The judge was cognisant of the Commonwealth’s concerns that disclosing such documents would damage Australia’s standing with “foreign partners”, making them less inclined to share information. He also rebuked McBride for copying the documents and storing them insecurely, leaving them vulnerable to access from foreign powers. For all that, none of the identifiable risks had eventuated, and the Australian Defence Force had “taken no steps” to investigate the matter.

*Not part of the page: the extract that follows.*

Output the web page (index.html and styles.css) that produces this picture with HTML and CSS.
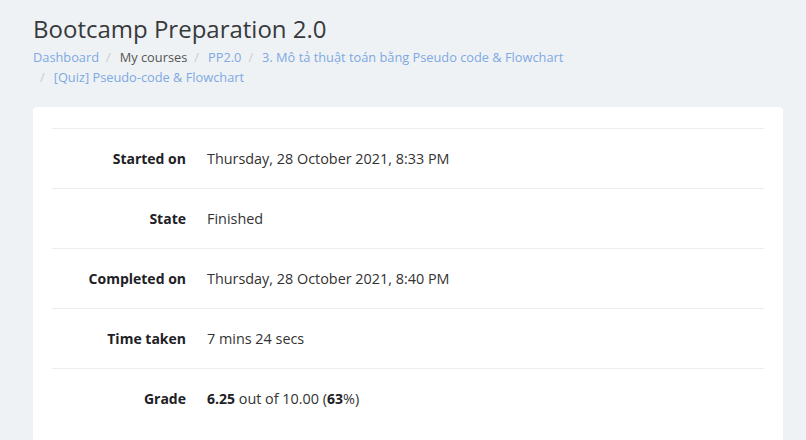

This brutal flaying of McBride largely centres on clouding his personal reasons. In a long tradition of mistreating whistleblowers, questions are asked as to why he decided to reveal the documents to the press. Motivation has been muddled with effect and affect. The better question, asks Peter Greste, executive director of the Alliance for Journalists’ Freedom, is not examining the reasons for exposing such material but the revelations they disclose. That, he argues, is where the public interest lies. Unfortunately, in Australia, tests of public interest all too often morph into a weapon fashioned to fanatically defend government secrecy.
All that is left now is for McBride’s defence team to appeal on the crucial subject of duty, something so curiously rigid in Australian legal doctrine. “We think it’s an issue of national importance, indeed international importance, that a western nation has such as a narrow definition of duty,” argued his defence lawyer, Mark Davis.
John Kiriakou, formerly of the Central Intelligence Agency, was the only figure to be convicted, not of torture inflicted by his colleagues during the clownishly named War on Terror, but of exposing its practice. McBride is the only one to be convicted in the context of alleged Australian war crimes in Afghanistan, not for their commission, but for furnishing documentation exposing them, including the connivance of a sullied leadership. The world of whistleblowing abounds with its sick ironies.